**Task details:**
Wherever the word "this" shows up in a line, please copy that line.

**Data segment:**
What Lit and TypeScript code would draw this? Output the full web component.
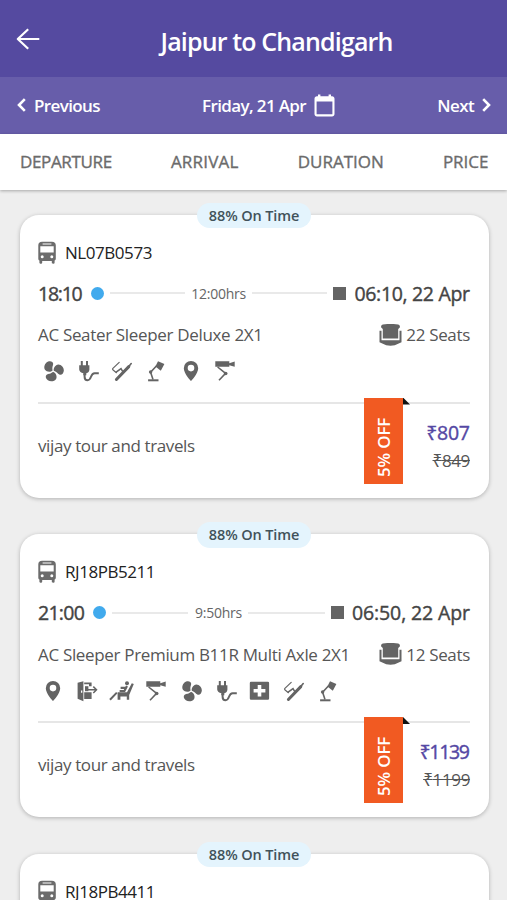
import { LitElement, html, svg, css } from "lit";
import { customElement, property } from "lit/decorators.js";
import { styleMap } from "lit/directives/style-map.js";

type Amenity = "fan" | "plug" | "pillow" | "lamp" | "pin" | "cctv" | "exit" | "legrest" | "medical";

interface Trip {
  plate: string;
  depart: string;
  duration: string;
  arrive: string;
  coach: string;
  seats: number;
  amenities: Amenity[];
  operator: string;
  price: number;
  oldPrice: number;
}

const TRIPS: Trip[] = [
  {
    plate: "NL07B0573", depart: "18:10", duration: "12:00hrs", arrive: "06:10, 22 Apr",
    coach: "AC Seater Sleeper Deluxe 2X1", seats: 22,
    amenities: ["fan", "plug", "pillow", "lamp", "pin", "cctv"],
    operator: "vijay tour and travels", price: 807, oldPrice: 849,
  },
  {
    plate: "RJ18PB5211", depart: "21:00", duration: "9:50hrs", arrive: "06:50, 22 Apr",
    coach: "AC Sleeper Premium B11R Multi Axle 2X1", seats: 12,
    amenities: ["pin", "exit", "legrest", "cctv", "fan", "plug", "medical", "pillow", "lamp"],
    operator: "vijay tour and travels", price: 1139, oldPrice: 1199,
  },
  {
    plate: "RJ18PB4411", depart: "21:00", duration: "9:50hrs", arrive: "06:50, 22 Apr",
    coach: "AC Sleeper Premium B11R Multi Axle 2X1", seats: 12,
    amenities: ["pin", "exit", "legrest", "cctv"],
    operator: "vijay tour and travels", price: 1139, oldPrice: 1199,
  },
];

/** Tightens figures that hold the narrow digit 1; the margin gives back the trailing gap. */
const figureSpacing = (text: string, base: number) => {
  const ones = text.split("1").length - 1;
  const gap = base - (ones * 2.6) / text.length;
  return styleMap({ letterSpacing: `${gap.toFixed(2)}px`, marginRight: `${(-gap).toFixed(2)}px` });
};

const BLADE = "M11 11.200C9 13.200 4.400 13 2.600 10.400C.8 7.400 2.600 3 5.600 1.600C8.600 .3 11.600 1.400 11.600 3.900C11.600 6.200 10.200 7.400 11 11.200Z";

const GLYPHS = {
  fan: svg`
    <g transform="translate(.6 .3) scale(.91)">
      <path d=${BLADE} />
      <path d=${BLADE} transform="rotate(120 11.6 11.7)" />
      <path d=${BLADE} transform="rotate(240 11.6 11.7)" />
    </g>`,
  plug: svg`
    <g transform="translate(1.4 0)">
      <path d="M3.400 1h2v4.200h3.200V1h2v4.200h1.400v4.400c0 2-1.200 3.200-3.100 3.700v1.900H5.900v-1.900C3.800 12.800 1.800 11.600 1.800 9.600V5.200h1.600z" />
      <path class="line" stroke-width="2" d="M7.200 14v2.700c0 2.200 1.100 3.500 3 3.500c4.400 0 2.400-7 7-7h4.200" />
    </g>`,
  pillow: svg`
    <path class="line" stroke-width="3" stroke-linecap="round" d="M5.400 19.500L17.800 6.600" />
    <path class="line" stroke-width="1.600" stroke-linecap="round" d="M17 7.500L20.200 3.600" />
    <path class="line" stroke-width="1.200" stroke-linecap="round" d="M8.200 2.400L1.900 8.300c-.6.700-.4 1.200.2 1.700l3.300 2.700" />
    <path class="line" stroke-width="1.500" d="M4.800 12.300L10 8.600l1.800 3" />`,
  lamp: svg`
    <g transform="translate(1.600 0)">
      <path d="M1.500 19.300h10.400v2H1.500z" />
      <path class="line" stroke-width="1.600" d="M6.400 19.500L4 12.200L9.800 6" />
      <circle cx="4" cy="12" r="1.700" />
      <path d="M11.400 1.200L17.800 4L14.200 10.800L8.800 6.400z" />
    </g>`,
  pin: svg`
    <path fill-rule="evenodd" d="M11 1a7.200 7.200 0 0 0-7.200 7.200c0 5.300 7.200 12.800 7.200 12.800s7.200-7.500 7.200-12.800A7.200 7.200 0 0 0 11 1zm0 3.800a3.300 3.300 0 1 1 0 6.600a3.300 3.300 0 0 1 0-6.600z" />`,
  cctv: svg`
    <path d="M1.300 1.200h14v5.600h-14zM15.300 3.200l5.400-1.800v5.400l-5.400-1.600z" />
    <path class="line" stroke-width="1.600" d="M3.600 7l8 6.400l-6.600 6.800" />
    <circle cx="11.700" cy="13.500" r="1.800" />`,
  exit: svg`
    <path fill-rule="evenodd" d="M1.600 2.800L7.400 1.200v20L1.600 18.800zM5 10.400v2.400h1.300v-2.400z" />
    <path d="M8.200 2.400h7.400v3.800H13V4.300H8.200zM8.200 12.300h7.400v6.800H8.200z" />
    <path d="M9 6.200h3.400v5H9z" />
    <path class="line" stroke-width="1.500" d="M11.500 9.800h8.800M17.300 6.600L20.500 9.800l-3.200 3.200" />`,
  legrest: svg`
    <circle cx="16" cy="3.200" r="2" />
    <path class="line" stroke-width="2.200" stroke-linejoin="round" d="M16 6l-2.600 5H8.600M14.600 7.800H9.600" />
    <path d="M6.600 12.200h9.400L20.800 3.200l2 .9L18.200 15v4.800h-2.400v-3.400H9.400v3.400H6.600z" />
    <path class="line" stroke-width="2" d="M-1 19.700L5.800 12.600" />`,
  medical: svg`
    <path fill-rule="evenodd" d="M3 1.800h16.900a1.200 1.200 0 0 1 1.200 1.200v15.500a1.200 1.200 0 0 1-1.200 1.200H3a1.200 1.200 0 0 1-1.200-1.200V3A1.200 1.200 0 0 1 3 1.800zM9.700 5v4H5.600v3.600h4.100v4h3.600v-4h4.100V9h-4.100V5z" />`,
};

@customElement("amenity-icon")
export class AmenityIcon extends LitElement {
  @property() name: Amenity = "fan";

  static styles = css`
    :host { display: block; width: 22px; height: 22px; }
    svg { display: block; overflow: visible; fill: #646464; }
    .line { fill: none; stroke: #646464; }
  `;

  render() {
    return html`<svg width="22" height="22" viewBox="0 0 22 22">${GLYPHS[this.name]}</svg>`;
  }
}

@customElement("trip-card")
export class TripCard extends LitElement {
  @property({ attribute: false }) trip!: Trip;

  static styles = css`
    :host { display: block; }
    .card {
      position: relative;
      box-sizing: border-box;
      height: 283px;
      padding: 23px 18.5px 0;
      border-radius: 19px;
      background: #fff;
      box-shadow: 0 1px 4px rgba(0, 0, 0, 0.26);
      color: #565656;
      display: flex;
      flex-direction: column;
      white-space: nowrap;
    }
    svg { display: block; flex: none; }
    .badge {
      position: absolute;
      left: 177.5px;
      top: -12px;
      width: 114px;
      height: 25.5px;
      border-radius: 13px;
      background: #e4f4fd;
      color: #41525a;
      font-size: 14.5px;
      font-weight: 600;
      line-height: 25.5px;
      letter-spacing: -0.12px;
      text-align: center;
    }
    .row { display: flex; align-items: center; flex: none; }
    .plate { height: 29px; gap: 9px; color: #222; font-size: 17px; letter-spacing: -0.45px; }
    .times { height: 53px; font-size: 19.5px; color: #444; }
    .depart, .arrive { -webkit-text-stroke: 0.4px #444; }
    .dot { width: 13px; height: 13px; border-radius: 50%; background: #41aaed; margin: 0 6px 0 8.5px; }
    .rule { flex: 1; height: 2px; background: #e9e9e9; }
    .duration { font-size: 14px; color: #666; margin: 0 6.5px; letter-spacing: -0.25px; }
    .stop { width: 13px; height: 13px; background: #646464; margin: 0 8.5px 0 6px; }
    .coach { height: 30px; justify-content: space-between; font-size: 17px; letter-spacing: -0.33px; }
    .seats { display: flex; align-items: center; gap: 4px; }
    .amenities { height: 43px; padding-left: 4px; gap: 12.4px; }
    .foot {
      margin-top: 9px;
      height: 85px;
      border-top: 2px solid #e6e6e6;
      justify-content: space-between;
      font-size: 17px;
    }
    .operator { padding-bottom: 2px; letter-spacing: -0.38px; }
    .side { display: flex; height: 85px; align-items: flex-start; }
    .ribbon {
      box-sizing: border-box;
      margin-top: -6px;
      width: 39px;
      height: 86px;
      padding-top: 7px;
      background: #f15a22;
      color: #fff;
      font-weight: 600;
      letter-spacing: -0.2px;
      line-height: 39px;
      writing-mode: vertical-rl;
      transform: rotate(180deg);
    }
    .fold {
      width: 7px;
      height: 7px;
      margin-top: -6px;
      background: #111;
      clip-path: polygon(0 0, 100% 100%, 0 100%);
    }
    .prices { width: 60px; padding-top: 15px; display: flex; flex-direction: column; align-items: flex-end; }
    .now { font-size: 19.5px; line-height: 28px; color: #5548a4; -webkit-text-stroke: 0.4px #5548a4; }
    .was { line-height: 27px; color: #555; letter-spacing: -0.35px; text-decoration: line-through; }
  `;

  render() {
    const t = this.trip;
    const price = `₹${t.price}`;
    return html`
      <article class="card">
        <span class="badge">88% On Time</span>
        <div class="row plate">
          <svg width="18" height="23" viewBox="0 0 18 23">
            <path fill="#6c6c6c" fill-rule="evenodd" d="M4 .8h10c2.400 0 3.800 1.400 3.800 3.600v13.200c0 1-.4 1.600-1.200 2v1.900c0 .8-.4 1.200-1 1.200h-.8c-.7 0-1-.4-1-1.200V20H4.200v1.500c0 .8-.4 1.200-1 1.200h-.8c-.7 0-1-.4-1-1.200v-1.900C.6 19.200.3 18.600.3 17.600V4.400C.3 2.200 1.600.8 4 .8zM2.300 5.200v6.200h13.400V5.200zM4.600 2.500v.9h8.800v-.9zM4.200 14.300a1.500 1.500 0 1 0 0 3a1.500 1.500 0 0 0 0-3zm9.600 0a1.500 1.500 0 1 0 0 3a1.500 1.500 0 0 0 0-3z" />
          </svg>
          <span>${t.plate}</span>
        </div>
        <div class="row times">
          <span class="depart" style=${figureSpacing(t.depart, -0.2)}>${t.depart}</span>
          <i class="dot"></i><i class="rule"></i>
          <span class="duration">${t.duration}</span>
          <i class="rule"></i><i class="stop"></i>
          <span class="arrive" style=${figureSpacing(t.arrive, -0.12)}>${t.arrive}</span>
        </div>
        <div class="row coach">
          <span class="model">${t.coach}</span>
          <span class="seats">
            <svg width="23" height="22" viewBox="0 0 23 22">
              <path fill="#646464" d="M3.8.5Q11.500-.7 19.200.5Q21.400 1 20.800 3.400L19.200 5v9.500H3.800V5L2.200 3.400Q1.600 1 3.800.5z" />
              <path fill="#646464" d="M.5 6.800h2v9.400h18V6.800h2v11.400l-2.800 1.400Q16 21.800 11.500 21.800T3.300 19.600L.5 18.200z" />
            </svg>
            <span>${t.seats} Seats</span>
          </span>
        </div>
        <div class="row amenities">
          ${t.amenities.map((a) => html`<amenity-icon name=${a}></amenity-icon>`)}
        </div>
        <div class="row foot">
          <span class="operator">${t.operator}</span>
          <div class="side">
            <div class="ribbon">5% OFF</div>
            <i class="fold"></i>
            <div class="prices">
              <div class="now" style=${figureSpacing(price, -0.25)}>${price}</div>
              <div class="was">₹${t.oldPrice}</div>
            </div>
          </div>
        </div>
      </article>
    `;
  }
}

@customElement("app-root")
export class AppRoot extends LitElement {
  static styles = css`
    :host {
      display: block;
      height: 900px;
      overflow: hidden;
      background: #eee;
      font-family: "Open Sans", "Noto Sans", sans-serif;
    }
    svg { display: block; flex: none; }
    .title-bar {
      height: 77px;
      box-sizing: border-box;
      padding: 4px 0 0 16px;
      display: flex;
      align-items: center;
      background: #554aa0;
      color: #fff;
    }
    .back { margin-top: -3px; }
    .title { margin: 0 0 0 120.5px; font-size: 25px; font-weight: 600; letter-spacing: -0.85px; white-space: nowrap; }
    .day-bar {
      height: 56.5px;
      box-sizing: border-box;
      padding: 0 16px 0 17px;
      display: flex;
      align-items: center;
      justify-content: space-between;
      background: #675daa;
      color: #fff;
      font-size: 17px;
      font-weight: 600;
      letter-spacing: -0.63px;
    }
    .group { display: flex; align-items: center; gap: 8px; white-space: nowrap; }
    .tabs {
      position: relative;
      height: 56.5px;
      box-sizing: border-box;
      padding: 0 18.5px 0 20px;
      display: flex;
      align-items: center;
      justify-content: space-between;
      background: #fff;
      color: #6b6b6b;
      font-size: 17px;
      -webkit-text-stroke: 0.35px #6b6b6b;
      box-shadow: 0 1px 3px rgba(0, 0, 0, 0.3);
    }
    .departure { letter-spacing: -0.35px; }
    .arrival { letter-spacing: 0.2px; }
    .list { padding: 24.5px 18.5px 0 19.5px; display: flex; flex-direction: column; gap: 36.6px; }
  `;

  render() {
    return html`
      <header class="title-bar">
        <svg class="back" width="24" height="22" viewBox="0 0 24 22" fill="none" stroke="#fff" stroke-width="2.2" stroke-linejoin="round">
          <path d="M23.300 11H1.800M12.200 1.200L1.800 11l10.400 9.800" />
        </svg>
        <h1 class="title">Jaipur to Chandigarh</h1>
      </header>
      <nav class="day-bar">
        <span class="group">
          <svg width="9" height="14" viewBox="0 0 9 14" fill="none" stroke="#fff" stroke-width="2.6"><path d="M7.800 1.200L2 7l5.800 5.800" /></svg>
          Previous
        </span>
        <span class="group">
          Friday, 21 Apr
          <svg width="21" height="23" viewBox="0 0 21 23">
            <path fill="#fff" fill-rule="evenodd" d="M3 2.300h1V.5h2.400v1.800h8.200V.5H17v1.800h1c1.500 0 2.500 1 2.500 2.400v15.300c0 1.500-1 2.400-2.500 2.400H3C1.500 22.400.5 21.500.5 20V4.700C.5 3.300 1.500 2.300 3 2.300zM2.600 7.600v12.600h15.800V7.600z" />
          </svg>
        </span>
        <span class="group">
          Next
          <svg width="9" height="14" viewBox="0 0 9 14" fill="none" stroke="#fff" stroke-width="2.6"><path d="M1.200 1.200L7 7l-5.800 5.800" /></svg>
        </span>
      </nav>
      <nav class="tabs">
        <span class="departure">DEPARTURE</span>
        <span class="arrival">ARRIVAL</span>
        <span>DURATION</span>
        <span>PRICE</span>
      </nav>
      <main class="list">${TRIPS.map((t) => html`<trip-card .trip=${t}></trip-card>`)}</main>
    `;
  }
}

**Exercise solution:**
What Lit and TypeScript code would draw this? Output the full web component.
    return html`<svg width="22" height="22" viewBox="0 0 22 22">${GLYPHS[this.name]}</svg>`;
    const t = this.trip;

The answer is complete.